- Won't be like last time, Brown says, referencing old GMAC unit
- Mortgages were put in ``rearview mirror,'' former CEO had said
Ally Financial Inc. is reentering the mortgage business just two years after it stopped making new home loans.
Ally, whose defunct GMAC Mortgage unit was one of the biggest lenders of subprime mortgages in the run-up to the 2008 housing bust, will inch back into direct home loan originations next year, the bank’s Chief Executive Officer Jeffrey Brown said this week at a Goldman Sachs Group Inc. financial conference in New York.
“Don’t think of this as Ally going down the road of the old GMAC,” Brown said, referring to the home lending unit that brought Ally to the brink of collapse.
The bank has no plans to securitize its originations, and it won’t keep any servicing rights or build out a servicing operation, Ally spokeswoman Gina Proia said in an e-mail. The bank will detail new product offerings, including a new credit card, at its investor conference in February.

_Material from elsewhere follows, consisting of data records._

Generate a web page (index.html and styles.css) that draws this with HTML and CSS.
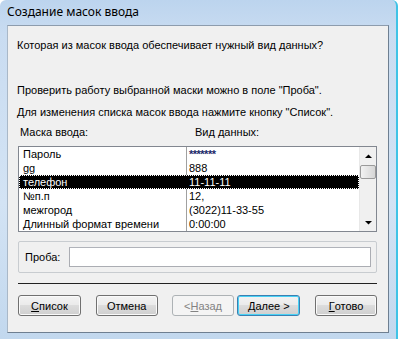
FILE: index.html
```html
<!DOCTYPE html>
<html lang="ru">
<head>
<meta charset="utf-8">
<link rel="stylesheet" href="styles.css">
</head>
<body>
<div class="window">
  <div class="titlebar">Создание масок ввода</div>
  <div class="client">
    <p class="question">Которая из масок ввода обеспечивает нужный вид данных?</p>
    <p class="hint hint1">Проверить работу выбранной маски можно в поле "Проба".</p>
    <p class="hint hint2">Для изменения списка масок ввода нажмите кнопку "Список".</p>
    <div class="headers"><span class="h1">Маска ввода:</span><span class="h2">Вид данных:</span></div>
    <div class="listbox">
      <div class="rows">
        <div class="row"><span class="c1">Пароль</span><span class="c2 stars">*******</span></div>
        <div class="row"><span class="c1">gg</span><span class="c2">888</span></div>
        <div class="row sel"><span class="c1">телефон</span><span class="c2">11-11-11</span></div>
        <div class="row"><span class="c1">№п.п</span><span class="c2">12,</span></div>
        <div class="row"><span class="c1">межгород</span><span class="c2">(3022)11-33-55</span></div>
        <div class="row"><span class="c1">Длинный формат времени</span><span class="c2">0:00:00</span></div>
      </div>
      <div class="scrollbar">
        <div class="arrow"><svg width="7" height="4" viewBox="0 0 7 4"><path d="M0 4h7L3.5 0.5z" fill="#000"/></svg></div>
        <div class="track"><div class="thumb"></div></div>
        <div class="arrow"><svg width="7" height="4" viewBox="0 0 7 4"><path d="M0 0h7L3.5 3.5z" fill="#000"/></svg></div>
      </div>
    </div>
    <div class="group">
      <span class="plabel">Проба:</span>
      <div class="input"></div>
    </div>
    <div class="separator"></div>
    <div class="buttons">
      <div class="btn b-list"><u>С</u>писок</div>
      <div class="btn b-cancel">Отмена</div>
      <div class="btn b-back disabled">&lt; <u>Н</u>азад</div>
      <div class="btn b-next focus"><u>Д</u>алее &gt;</div>
      <div class="btn b-done"><u>Г</u>отово</div>
    </div>
  </div>
</div>
</body>
</html>
```
FILE: styles.css
```css
html, body {
  margin: 0;
  padding: 0;
  width: 398px;
  height: 339px;
  overflow: hidden;
  background: #fff;
}
.window {
  box-sizing: border-box;
  width: 398px;
  height: 339px;
  display: flex;
  flex-direction: column;
  padding: 0 7px 6px 7px;
  background: linear-gradient(180deg, #bcd4ee 0%, #c9dcf1 10%, #d3e3f4 60%, #c2d8ee 100%);
  border-right: 2px solid #3fc3e6;
  border-radius: 6px 6px 0 0;
  font-family: "Liberation Sans", Arial, sans-serif;
  font-size: 11px;
  color: #000;
}
.titlebar {
  height: 25px;
  line-height: 24px;
  font-family: "Noto Sans", "Open Sans", sans-serif;
  font-size: 12px;
  color: #000;
  flex: none;
}
.client {
  flex: 1;
  background: #f0f0f0;
  border: 1px solid #6e7f91;
  border-left-color: #a9b8c8;
  border-top-color: #8d9cad;
  padding: 12px 11px 0 10px;
  display: flex;
  flex-direction: column;
}
p { margin: 0; line-height: 14px; }
.question { margin-left: -1px; }
.hint1 { margin-top: 31px; margin-left: -1px; }
.hint2 { margin-top: 8px; margin-left: -1px; }
.headers {
  margin-top: 6px;
  line-height: 14px;
  display: flex;
}
.h1 { margin-left: 2px; width: 175px; }
.listbox {
  margin-top: 7px;
  height: 86px;
  box-sizing: border-box;
  border: 1px solid #828790;
  background: #fff;
  display: flex;
}
.rows { flex: 1; }
.row {
  height: 14px;
  line-height: 14px;
  display: flex;
  box-sizing: border-box;
}
.c1 {
  width: 168px;
  padding-left: 4px;
  box-sizing: border-box;
  border-right: 1px solid #a0a0a0;
  white-space: nowrap;
}
.c2 { padding-left: 2px; }
.stars { color: #1a2a6a; font-weight: bold; letter-spacing: -0.5px; }
.row.sel {
  background: #000;
  color: #fff;
  outline: 1px dotted #fff;
  outline-offset: -1px;
}
.row.sel .c1 { border-right-color: #000; }
.scrollbar {
  width: 17px;
  display: flex;
  flex-direction: column;
  background: #f0f0f0;
  border-left: 1px solid #e8e8e8;
  box-sizing: border-box;
}
.arrow {
  height: 17px;
  display: flex;
  align-items: center;
  justify-content: center;
}
.track { flex: 1; padding-top: 1px; }
.thumb {
  height: 14px;
  border: 1px solid #9a9a9a;
  border-radius: 2px;
  background: linear-gradient(90deg, #f2f2f2, #e4e4e4 50%, #d6d6d6);
  box-sizing: border-box;
}
.group {
  margin-top: 9px;
  height: 32px;
  box-sizing: border-box;
  border: 1px solid #c8ccd0;
  border-radius: 2px;
  display: flex;
  align-items: center;
  padding-left: 6px;
  padding-right: 5px;
}
.plabel { width: 44px; }
.input {
  flex: 1;
  height: 20px;
  box-sizing: border-box;
  background: #fff;
  border: 1px solid #abadb3;
  border-top-color: #b0b3ba;
}
.separator {
  margin-top: 10px;
  height: 1px;
  background: #222;
}
.buttons {
  margin-top: 11px;
  display: flex;
}
.btn {
  width: 63px;
  height: 21px;
  box-sizing: border-box;
  border: 1px solid #707070;
  border-radius: 3px;
  background: linear-gradient(180deg, #f3f3f3 0%, #ebebeb 45%, #dcdcdc 50%, #cfcfcf 100%);
  box-shadow: inset 0 0 0 1px #fafafa;
  display: flex;
  align-items: center;
  justify-content: center;
  line-height: 14px;
}
.btn u { text-decoration: underline; text-underline-offset: 1px; }
.b-cancel { margin-left: 15px; width: 62px; }
.b-back { margin-left: 14px; }
.b-next { margin-left: 3px; }
.b-done { margin-left: 15px; width: 62px; }
.btn.disabled {
  border-color: #adb2b5;
  background: #f4f4f4;
  color: #838383;
  box-shadow: none;
}
.btn.focus {
  border-color: #3c7fb1;
  box-shadow: inset 0 0 0 1px #48d1f5;
}
```
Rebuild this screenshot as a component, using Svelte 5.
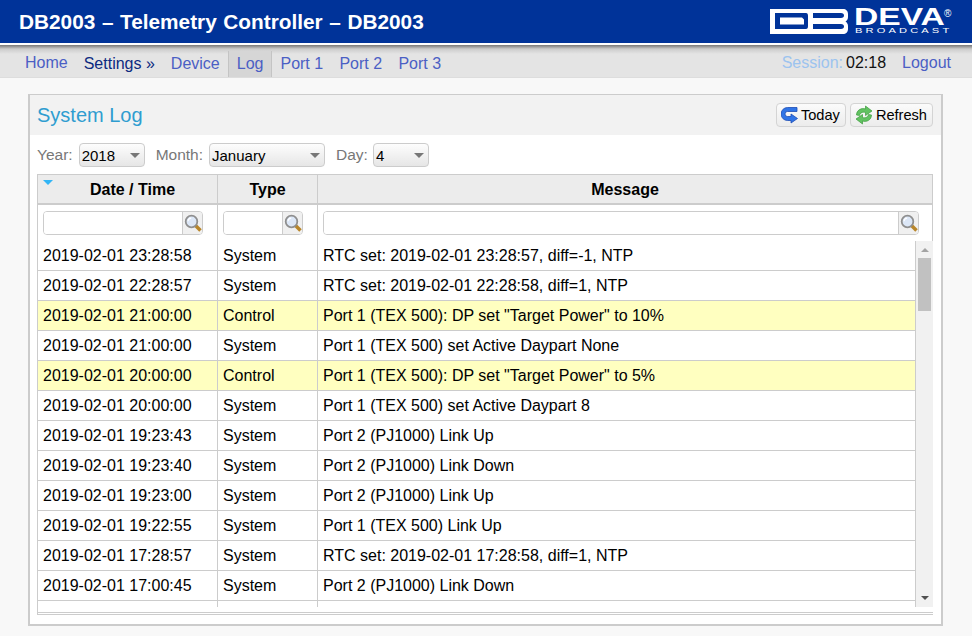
<script lang="ts">
	const navItems = [
		{ label: 'Home', cls: 'home' },
		{ label: 'Settings »', cls: 'settings' },
		{ label: 'Device', cls: 'device' },
		{ label: 'Log', cls: 'active' },
		{ label: 'Port 1', cls: '' },
		{ label: 'Port 2', cls: '' },
		{ label: 'Port 3', cls: '' }
	];

	const rows = [
		{ time: '2019-02-01 23:28:58', type: 'System', msg: 'RTC set: 2019-02-01 23:28:57, diff=-1, NTP' },
		{ time: '2019-02-01 22:28:57', type: 'System', msg: 'RTC set: 2019-02-01 22:28:58, diff=1, NTP' },
		{ time: '2019-02-01 21:00:00', type: 'Control', msg: 'Port 1 (TEX 500): DP set "Target Power" to 10%' },
		{ time: '2019-02-01 21:00:00', type: 'System', msg: 'Port 1 (TEX 500) set Active Daypart None' },
		{ time: '2019-02-01 20:00:00', type: 'Control', msg: 'Port 1 (TEX 500): DP set "Target Power" to 5%' },
		{ time: '2019-02-01 20:00:00', type: 'System', msg: 'Port 1 (TEX 500) set Active Daypart 8' },
		{ time: '2019-02-01 19:23:43', type: 'System', msg: 'Port 2 (PJ1000) Link Up' },
		{ time: '2019-02-01 19:23:40', type: 'System', msg: 'Port 2 (PJ1000) Link Down' },
		{ time: '2019-02-01 19:23:00', type: 'System', msg: 'Port 2 (PJ1000) Link Up' },
		{ time: '2019-02-01 19:22:55', type: 'System', msg: 'Port 1 (TEX 500) Link Up' },
		{ time: '2019-02-01 17:28:57', type: 'System', msg: 'RTC set: 2019-02-01 17:28:58, diff=1, NTP' },
		{ time: '2019-02-01 17:00:45', type: 'System', msg: 'Port 2 (PJ1000) Link Down' },
		{ time: '', type: '', msg: '' }
	];

	const filters = ['date', 'type', 'msg'];
</script>

{#snippet lens()}
	<svg width="18" height="18" viewBox="0 0 18 18">
		<path d="M11.500 11.500 L16.500 16.500" stroke="#b8862b" stroke-width="3.6" />
		<circle cx="7.500" cy="7.500" r="5.800" fill="#dce7f7" stroke="#8f8f8f" stroke-width="1.800" />
		<path d="M4 7.300a3.500 3.500 0 0 1 3.200-3.200" fill="none" stroke="#fff" stroke-width="1.100" />
	</svg>
{/snippet}

<div class="page">
	<header class="top">
		<h1>DB2003 – Telemetry Controller – DB2003</h1>
		<div class="logo">
			<svg width="78" height="25" viewBox="0 0 78 25">
				<path fill="#fff" fill-rule="evenodd" d="M0 0H73C76 0 78 2 78 5V8C78 10 77 11.500 75.500 12.500 77 13.500 78 15 78 17V20C78 23 76 25 73 25H0ZM5 4V20H36C37.500 20 38 19 38 17V7C38 5 37.500 4 36 4ZM10 8.500H32L34 10.500V15.500H10ZM43 4V9H71C73 9 74 8 74 6.500S73 4 71 4ZM43 15V20H71C73 20 74 19 74 17.500S73 15 71 15Z" />
			</svg>
			<div class="brand">
				<div class="name">
					<span class="deva">DEVA</span>
					<span class="reg">®</span>
				</div>
				<span class="broadcast">BROADCAST</span>
			</div>
		</div>
	</header>

	<nav class="menu">
		<ul>
			{#each navItems as item}
				<li class={item.cls}>{item.label}</li>
			{/each}
		</ul>
		<div class="session">
			<span class="s-label">Session:</span>
			<span class="s-time">02:18</span>
			<span class="logout">Logout</span>
		</div>
	</nav>

	<main class="panel">
		<div class="panel-head">
			<h2>System Log</h2>
			<div class="actions">
				<button class="today">
					<svg width="18" height="18" viewBox="0 0 18 18">
						<path d="M16 1.500H6.500A6.500 6.500 0 0 0 6.500 14.500H10V17L16.500 12.500 10 8V10.500H6.500A2.500 2.500 0 0 1 6.500 5.500H16Z" fill="#2f74e6" stroke="#1c4bb4" stroke-width=".8" />
					</svg>
					Today
				</button>
				<button class="refresh">
					<svg width="20" height="20" viewBox="0 0 20 20">
						<path d="M2.500 10C2.500 5.500 7 2.500 11.500 4V1L18 6 11.500 10.500V7.500C8.500 6.500 6 8 5.500 10.500Z" fill="#62c262" stroke="#3c9c3c" stroke-width=".7" />
						<path d="M17.500 10C17.500 14.500 13 17.500 8.500 16V19L2 14 8.500 9.500V12.500C11.500 13.500 14 12 14.500 9.500Z" fill="#62c262" stroke="#3c9c3c" stroke-width=".7" />
					</svg>
					Refresh
				</button>
			</div>
		</div>

		<div class="content">
			<div class="selectors">
				<label>Year: <span class="sel year">2018</span></label>
				<label>Month: <span class="sel month">January</span></label>
				<label>Day: <span class="sel day">4</span></label>
			</div>

			<div class="grid">
				<div class="row head">
					<div class="c date"><span class="sort"></span>Date / Time</div>
					<div class="c type">Type</div>
					<div class="c msg">Message</div>
				</div>
				<div class="row filter">
					{#each filters as f}
						<div class="c {f}">
							<div class="search">
								<input type="text" />
								<span class="go">{@render lens()}</span>
							</div>
						</div>
					{/each}
				</div>
				<div class="scroller">
					<div class="list">
						{#each rows as r}
							<div class="row item" class:hl={r.type === 'Control'}>
								<div class="c date">{r.time}</div>
								<div class="c type">{r.type}</div>
								<div class="c msg">{r.msg}</div>
							</div>
						{/each}
					</div>
					<div class="bar">
						<span class="up"></span>
						<span class="thumb"></span>
						<span class="down"></span>
					</div>
				</div>
				<div class="foot"></div>
			</div>
		</div>
	</main>
</div>

<style>
	:global(body) {
		margin: 0;
		background: #f8f8f8;
		font-family: 'Liberation Sans', Arial, sans-serif;
		font-size: 16px;
		color: #000;
	}

	.page {
		height: 636px;
		overflow: hidden;
	}

	.top {
		height: 43px;
		background: #003399;
		display: flex;
		justify-content: space-between;
		align-items: center;
		padding: 0 20px 0 19px;
	}

	h1 {
		margin: 0;
		font-size: 20.8px;
		font-weight: 700;
		color: #fff;
		word-spacing: 0.8px;
	}

	.logo {
		display: flex;
		gap: 6px;
		align-self: flex-start;
		padding-top: 8px;
	}

	.logo svg {
		display: block;
		margin-top: 1px;
	}

	.brand {
		display: flex;
		flex-direction: column;
		width: 98px;
		color: #fff;
	}

	.name {
		display: flex;
		height: 19px;
	}

	.deva {
		display: block;
		width: 90px;
		font-size: 24px;
		line-height: 18px;
		font-weight: 700;
		transform-origin: left;
		transform: scaleX(1.4);
	}

	.reg {
		font-size: 10px;
		line-height: 12px;
	}

	.broadcast {
		margin: 1px 0 0 1px;
		font-size: 7.4px;
		line-height: 6px;
		letter-spacing: 2.1px;
		transform-origin: left;
		transform: scaleX(1.5);
		white-space: nowrap;
		width: 60px;
	}

	.menu {
		height: 32px;
		border-top: 2px solid #fff;
		border-bottom: 1px solid #ddd;
		background: linear-gradient(#777 0, #ccc 4px, #e4e4e4 9px);
		display: flex;
		justify-content: space-between;
		padding: 0 21px 0 16px;
	}

	ul {
		display: flex;
		list-style: none;
		margin: 6px 0 0;
		padding: 0;
		height: 26px;
	}

	li {
		padding: 0 7.300px 0 8px;
		line-height: 25px;
		color: #4b5fc4;
		border-left: 1px solid transparent;
		border-right: 1px solid transparent;
		margin-right: -1px;
	}

	li.home {
		line-height: 23px;
		padding-right: 7px;
	}

	li.settings {
		color: #0d2a80;
		padding-right: 7px;
	}

	li.device {
		padding-right: 8px;
	}

	li.active {
		background: #d6d6d6;
		border-color: #c4c4c4;
		padding-right: 8px;
	}

	.session {
		display: flex;
		align-items: center;
		height: 36px;
	}

	.s-label {
		color: #9cc3ef;
		margin-right: 3px;
	}

	.s-time {
		color: #111;
		margin-right: 16px;
	}

	.logout {
		color: #4b5fc4;
	}

	.panel {
		margin: 16px 29px 0 28px;
		height: 529px;
		border: 2px solid #ccc;
		border-top-width: 1px;
		background: #fff;
	}

	.panel-head {
		height: 40px;
		background: #f2f2f2;
		display: flex;
		justify-content: space-between;
		align-items: center;
		padding: 0 8px 0 7px;
	}

	h2 {
		margin: 0;
		font-size: 20px;
		font-weight: 400;
		color: #2f9dd0;
	}

	.actions {
		display: flex;
		gap: 4px;
	}

	button {
		height: 24px;
		display: flex;
		align-items: center;
		gap: 2px;
		font: 14.6px 'Liberation Sans', Arial, sans-serif;
		color: #000;
		background: linear-gradient(#fbfbfb, #ececec);
		border: 1px solid #d4d4d4;
		border-radius: 4px;
	}

	.today {
		padding: 0 5px 0 4px;
	}

	.refresh {
		padding: 0 5px 0 3px;
	}

	.content {
		padding: 8px 7px 0 7px;
	}

	.selectors {
		display: flex;
		gap: 11px;
		height: 24px;
	}

	label {
		color: #777;
		font-size: 15.500px;
		display: flex;
		align-items: center;
		gap: 6px;
	}

	.sel {
		box-sizing: border-box;
		height: 24px;
		line-height: 23px;
		font-size: 15px;
		color: #000;
		padding-left: 2px;
		background: linear-gradient(#fdfdfd, #e6e6e6);
		border: 1px solid #ccc;
		border-radius: 4px;
		position: relative;
	}

	.sel::after {
		content: '';
		position: absolute;
		right: 4px;
		top: 9px;
		border: 5px solid transparent;
		border-top: 5px solid #777;
		border-bottom: 0;
	}

	.year {
		width: 66px;
	}

	.month {
		width: 116px;
	}

	.day {
		width: 56px;
		margin-left: -1px;
	}

	.grid {
		margin-top: 7px;
		width: 896px;
		border-left: 1px solid #ccc;
		box-sizing: border-box;
	}

	.row {
		display: flex;
	}

	.c {
		box-sizing: border-box;
		border-right: 1px solid #ccc;
		padding: 0 5px;
	}

	.date {
		width: 180px;
	}

	.type {
		width: 100px;
	}

	.msg {
		flex: 1;
		border-right: 0;
	}

	.head {
		height: 31px;
		background: #ececec;
		border-top: 1px solid #ccc;
		border-bottom: 2px solid #ccc;
		border-right: 1px solid #ccc;
		box-sizing: border-box;
		font-weight: 700;
		text-align: center;
		line-height: 30px;
	}

	.head .c {
		position: relative;
	}

	.head .date {
		padding-left: 15px;
	}

	.sort {
		position: absolute;
		left: 5px;
		top: 5px;
		border: 5px solid transparent;
		border-top: 5px solid #33b5f5;
		border-bottom: 0;
	}

	.filter {
		height: 36px;
		box-sizing: border-box;
		border-right: 1px solid #ccc;
	}

	.filter .c {
		padding: 6px 14px 0 5px;
	}

	.filter .c.msg {
		padding-right: 13px;
	}

	.search {
		display: flex;
		height: 24px;
		box-sizing: border-box;
		border: 1px solid #ccc;
		border-radius: 4px;
		overflow: hidden;
		background: #fff;
	}

	.search input {
		flex: 1;
		min-width: 0;
		border: 0;
		padding: 0;
		outline: 0;
	}

	.go {
		box-sizing: border-box;
		width: 20px;
		background: #f0f0f0;
		border-left: 1px solid #ccc;
		display: flex;
		align-items: center;
		justify-content: center;
	}

	.scroller {
		display: flex;
		height: 366px;
		overflow: hidden;
	}

	.list {
		width: 878px;
		overflow: hidden;
		border-right: 1px solid #ccc;
		box-sizing: border-box;
	}

	.item {
		height: 30px;
		box-sizing: border-box;
		border-bottom: 1px solid #ccc;
		line-height: 29px;
	}

	.item.hl {
		background: #ffffc0;
	}

	.bar {
		width: 17px;
		background: #f1f1f1;
		display: flex;
		flex-direction: column;
		align-items: center;
	}

	.up {
		margin-top: 7px;
		border: 4px solid transparent;
		border-bottom: 4px solid #a3a3a3;
		border-top: 0;
	}

	.thumb {
		margin-top: 6px;
		width: 13px;
		height: 53px;
		background: #c1c1c1;
	}

	.down {
		margin-top: auto;
		margin-bottom: 7px;
		border: 4px solid transparent;
		border-top: 4px solid #505050;
		border-bottom: 0;
	}

	.foot {
		margin-top: 5px;
		margin-left: -1px;
		width: 896px;
		height: 3px;
		box-sizing: border-box;
		border-top: 1px solid #ccc;
		border-bottom: 1px solid #ccc;
	}
</style>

At the height of the housing boom in 2006, GMAC’s Residential Capital, ranked 12th among U.S. subprime lenders, according to trade publication Inside Mortgage Finance. When Ally exited home lending in 2013, former CEO Michael Carpenter said mortgages were in its “rear-view mirror.” That ended an almost 30-year foray that led to more than $10 billion in losses and a $17.2 billion U.S. bailout.
Its decision to return to the market also comes as the mortgage industry looks for ways to revive various forms of home lending, including subprime, that all but disappeared in the immediate aftermath of the housing crisis.
Ally isn’t expected to start offering risky products the way GMAC did, according to Jeff Davis at Mercer Capital. “But they’ve got to do something, because they won’t make a decent return if the business is limited to making car loans,” he said.